Vatican Radio said Tuesday it will start running commercials for the first time in its 78-year history, interspersing the pope's messages with "ideologically" sound publicity spots.
The first ads from Italian energy giant Enel will start running July 6 in five languages: Italian, English, Spanish, French and German, officials said at a news conference.
Previously, it wasn't realistic to run advertisements since Vatican Radio had limited broadcast times on short-wave stations, said the Rev. Federico Lombardi, the head of Vatican Radio and the Vatican's chief spokesman. Now, though, the pope's broadcaster runs 24-hour programming on FM stations in much of Italy, and via Internet for the rest of the world.
"This programming, with an increasingly stable public, is naturally a place where publicity can more logically be inserted," Lombardi said.

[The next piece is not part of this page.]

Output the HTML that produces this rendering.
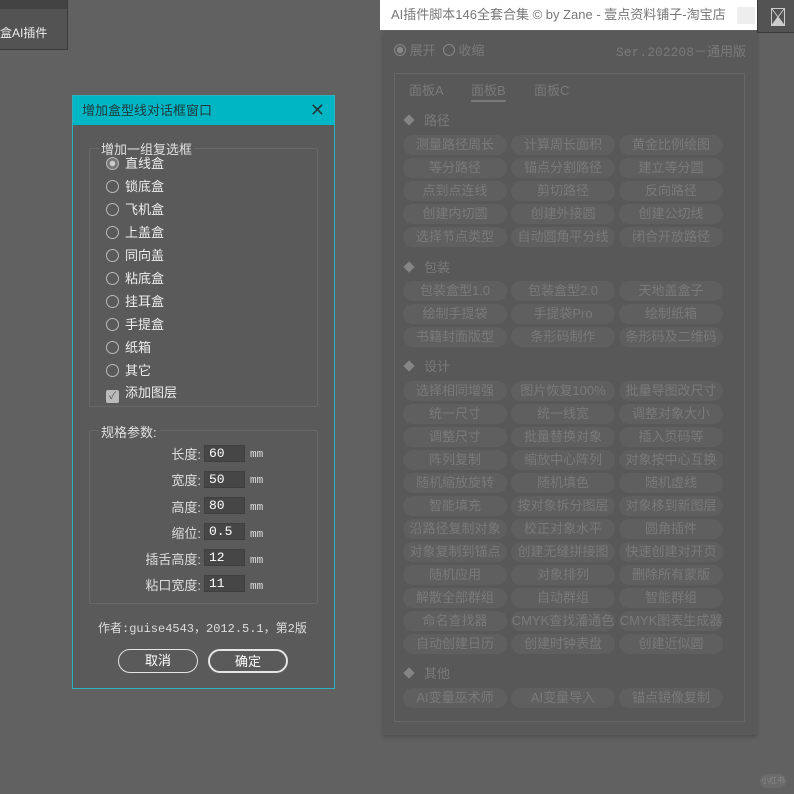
<!DOCTYPE html>
<html><head><meta charset="utf-8"><style>
*{margin:0;padding:0;box-sizing:border-box}
body{width:794px;height:794px;background:#616161;position:relative;overflow:hidden;font-family:"Liberation Sans","Noto Sans CJK SC",sans-serif;}
.abs{position:absolute}
.tl{left:0;top:0;width:68px;height:50px;background:#535353;border:1px solid #3a3a3a;border-top:none;border-left:none}
.tl .bar{height:9px;background:#434343}
.panel{left:383px;top:31px;width:374px;height:704px;background:#595959;box-shadow:0 2px 4px rgba(0,0,0,.2)}
.ptitle{left:380px;top:0;width:377px;height:30px;background:#fff;color:#777;font-size:13px;line-height:30px;padding-left:11px}
.inner{left:394px;top:73px;width:351px;height:649px;border:1px solid #666;background:#585858}
.btns{display:grid;grid-template-columns:104px 104px 104px;column-gap:4px;row-gap:3px;position:absolute;left:403px}
.btns div{height:20px;border-radius:10px;background:#5f5f5f;color:#7a7a7a;font-size:13px;line-height:20px;text-align:center;white-space:nowrap;overflow:hidden}
.sec{position:absolute;left:405px;color:#7a7a7a;font-size:13px}
.sec b{display:inline-block;width:8px;height:8px;background:#858585;transform:rotate(45deg);margin-right:11px;vertical-align:1px}
.dlg{left:72px;top:95px;width:263px;height:594px;background:#5a5a5a;border:1px solid #2ab3be}
.dt{height:29px;background:#00b6c4;color:#1d3a3d;font-size:13px;line-height:29px;padding-left:9px;position:relative}
.box{position:absolute;border:1px solid #686868;border-radius:2px}
.lg{position:absolute;color:#e0e0e0;font-size:13px;background:#5a5a5a;padding:0 2px}
.it{position:absolute;left:106px;color:#eee;font-size:13px;height:16px;line-height:16px}
.it i{display:inline-block;width:13px;height:13px;border:1px solid #bbb;border-radius:50%;vertical-align:-2px;margin-right:6px}
.inp{position:absolute;left:204px;width:41px;height:17px;background:#464646;border:1px solid #3f3f3f;color:#fff;font-family:"Liberation Mono",monospace;font-size:13px;padding-left:4px;line-height:15px}
.mm{position:absolute;left:250px;color:#ddd;font-size:11px;font-family:"Liberation Mono",monospace}
.lab{position:absolute;right:593px;color:#ddd;font-size:13px;text-align:right;width:120px}
.bt{position:absolute;top:649px;width:80px;height:24px;border:1.5px solid #e5e5e5;border-radius:12px;color:#fff;font-size:13px;text-align:center;line-height:21px}
</style></head><body>
<div class="abs tl"><div class="bar"></div><div style="color:#eee;font-size:12px;margin-top:15px">盒AI插件</div></div>
<div class="abs" style="left:757px;top:0;width:37px;height:33px;background:#535353;border-left:1px solid #3a3a3a;border-bottom:1px solid #3a3a3a"><svg width="14" height="18" style="position:absolute;left:13px;top:8px"><rect x="0.5" y="0.5" width="13" height="17" fill="none" stroke="#ccc"/><path d="M1 1L13 17M13 1L1 17M1 17L7 9L13 17Z" stroke="#ccc" fill="#ccc"/></svg></div>
<div class="abs panel"></div>
<div class="abs ptitle">AI插件脚本146全套合集 © by Zane - 壹点资料铺子-淘宝店<span style="position:absolute;left:357px;top:7px;width:18px;height:17px;background:#eee"></span></div>
<div class="abs" style="left:394px;top:40px;color:#7a7a7a;font-size:13px"><span style="display:inline-block;width:12px;height:12px;border-radius:50%;border:1px solid #888;background:radial-gradient(#888 3px,transparent 3.5px);vertical-align:-1px"></span> 展开 &nbsp;<span style="display:inline-block;width:12px;height:12px;border-radius:50%;border:1px solid #888;vertical-align:-1px"></span> 收缩</div>
<div class="abs" style="left:616px;top:41px;color:#7a7a7a;font-size:13px;font-family:'Liberation Mono','Noto Sans CJK SC',monospace">Ser.202208－通用版</div>
<div class="abs inner"></div>
<div class="abs" style="left:409px;top:80px;color:#7a7a7a;font-size:13px">面板A</div>
<div class="abs" style="left:471px;top:80px;color:#7a7a7a;font-size:13px;border-bottom:2px solid #7a7a7a;padding-bottom:1px">面板B</div>
<div class="abs" style="left:534px;top:80px;color:#7a7a7a;font-size:13px">面板C</div>
<div class="sec" style="top:110px"><b></b>路径</div>
<div class="btns" style="top:135px"><div>测量路径周长</div><div>计算周长面积</div><div>黄金比例绘图</div><div>等分路径</div><div>锚点分割路径</div><div>建立等分圆</div><div>点到点连线</div><div>剪切路径</div><div>反向路径</div><div>创建内切圆</div><div>创建外接圆</div><div>创建公切线</div><div>选择节点类型</div><div>自动圆角平分线</div><div>闭合开放路径</div></div>
<div class="sec" style="top:257px"><b></b>包装</div>
<div class="btns" style="top:281px"><div>包装盒型1.0</div><div>包装盒型2.0</div><div>天地盖盒子</div><div>绘制手提袋</div><div>手提袋Pro</div><div>绘制纸箱</div><div>书籍封面版型</div><div>条形码制作</div><div>条形码及二维码</div></div>
<div class="sec" style="top:356px"><b></b>设计</div>
<div class="btns" style="top:381px"><div>选择相同增强</div><div>图片恢复100%</div><div>批量导图改尺寸</div><div>统一尺寸</div><div>统一线宽</div><div>调整对象大小</div><div>调整尺寸</div><div>批量替换对象</div><div>插入页码等</div><div>阵列复制</div><div>缩放中心阵列</div><div>对象按中心互换</div><div>随机缩放旋转</div><div>随机填色</div><div>随机虚线</div><div>智能填充</div><div>按对象拆分图层</div><div>对象移到新图层</div><div>沿路径复制对象</div><div>校正对象水平</div><div>圆角插件</div><div>对象复制到锚点</div><div>创建无缝拼接图</div><div>快速创建对开页</div><div>随机应用</div><div>对象排列</div><div>删除所有蒙版</div><div>解散全部群组</div><div>自动群组</div><div>智能群组</div><div>命名查找器</div><div>CMYK查找潘通色</div><div>CMYK图表生成器</div><div>自动创建日历</div><div>创建时钟表盘</div><div>创建近似圆</div></div>
<div class="sec" style="top:663px"><b></b>其他</div>
<div class="btns" style="top:688px"><div>AI变量巫术师</div><div>AI变量导入</div><div>锚点镜像复制</div></div>
<div class="abs" style="left:760px;top:774px;width:26px;height:14px;border-radius:7px;background:#6a6a6a;color:#888;font-size:8px;text-align:center;line-height:14px">小红书</div>

<div class="abs dlg"><div class="dt">增加盒型线对话框窗口<span style="position:absolute;right:9px;top:0;font-size:18px;color:#1d3a3d;font-weight:300">✕</span></div></div>
<div class="box" style="left:89px;top:148px;width:229px;height:259px"></div>
<div class="lg" style="left:99px;top:139px">增加一组复选框</div>
<div class="it" style="top:156px"><i style="background:radial-gradient(#ccc 2.5px,#777 3px)"></i>直线盒</div>
<div class="it" style="top:179px"><i></i>锁底盒</div>
<div class="it" style="top:202px"><i></i>飞机盒</div>
<div class="it" style="top:225px"><i></i>上盖盒</div>
<div class="it" style="top:248px"><i></i>同向盖</div>
<div class="it" style="top:271px"><i></i>粘底盒</div>
<div class="it" style="top:294px"><i></i>挂耳盒</div>
<div class="it" style="top:317px"><i></i>手提盒</div>
<div class="it" style="top:340px"><i></i>纸箱</div>
<div class="it" style="top:363px"><i></i>其它</div>
<div class="it" style="top:385px"><i style="border-radius:2px;background:#bbb;color:#555;font-size:10px;line-height:11px;text-align:center;font-style:normal">✓</i>添加图层</div>
<div class="box" style="left:89px;top:430px;width:229px;height:174px"></div>
<div class="lg" style="left:99px;top:422px">规格参数:</div>
<div class="lab" style="top:444px">长度:</div><div class="inp" style="top:445px">60</div><div class="mm" style="top:449px">mm</div>
<div class="lab" style="top:470px">宽度:</div><div class="inp" style="top:471px">50</div><div class="mm" style="top:475px">mm</div>
<div class="lab" style="top:497px">高度:</div><div class="inp" style="top:497px">80</div><div class="mm" style="top:502px">mm</div>
<div class="lab" style="top:523px">缩位:</div><div class="inp" style="top:523px">0.5</div><div class="mm" style="top:529px">mm</div>
<div class="lab" style="top:549px">插舌高度:</div><div class="inp" style="top:549px">12</div><div class="mm" style="top:555px">mm</div>
<div class="lab" style="top:575px">粘口宽度:</div><div class="inp" style="top:575px">11</div><div class="mm" style="top:581px">mm</div>
<div class="abs" style="left:98px;top:619px;color:#ddd;font-size:12px;font-family:'Liberation Mono','Noto Sans CJK SC',monospace;white-space:nowrap">作者:guise4543，2012.5.1，第2版</div>
<div class="bt" style="left:118px">取消</div>
<div class="bt" style="left:208px;border-width:2px">确定</div>
</body></html>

Founded in 1931, Vatican Radio broadcasts the pope's messages and news of the Catholic Church, and current affairs in 40 languages around the world.
Monsignor Renato Boccardo, secretary general of the Vatican City state administration, said the Holy See's aim wasn't purely to make money but to collaborate with other institutions.
"There is an ideological aspect that supports everything: the will and desire to bring about initiatives that are at the service of all," he said.
An Italian communications firm specializing in publicity for Catholic media, MAB.q, will screen potential clients for quality and ethical content and propose them to the Vatican, officials said.
The Vatican has two other main news outlets: CTV, the Vatican television operation, and the daily newspaper L'Osservatore Romano, which runs selected advertisements.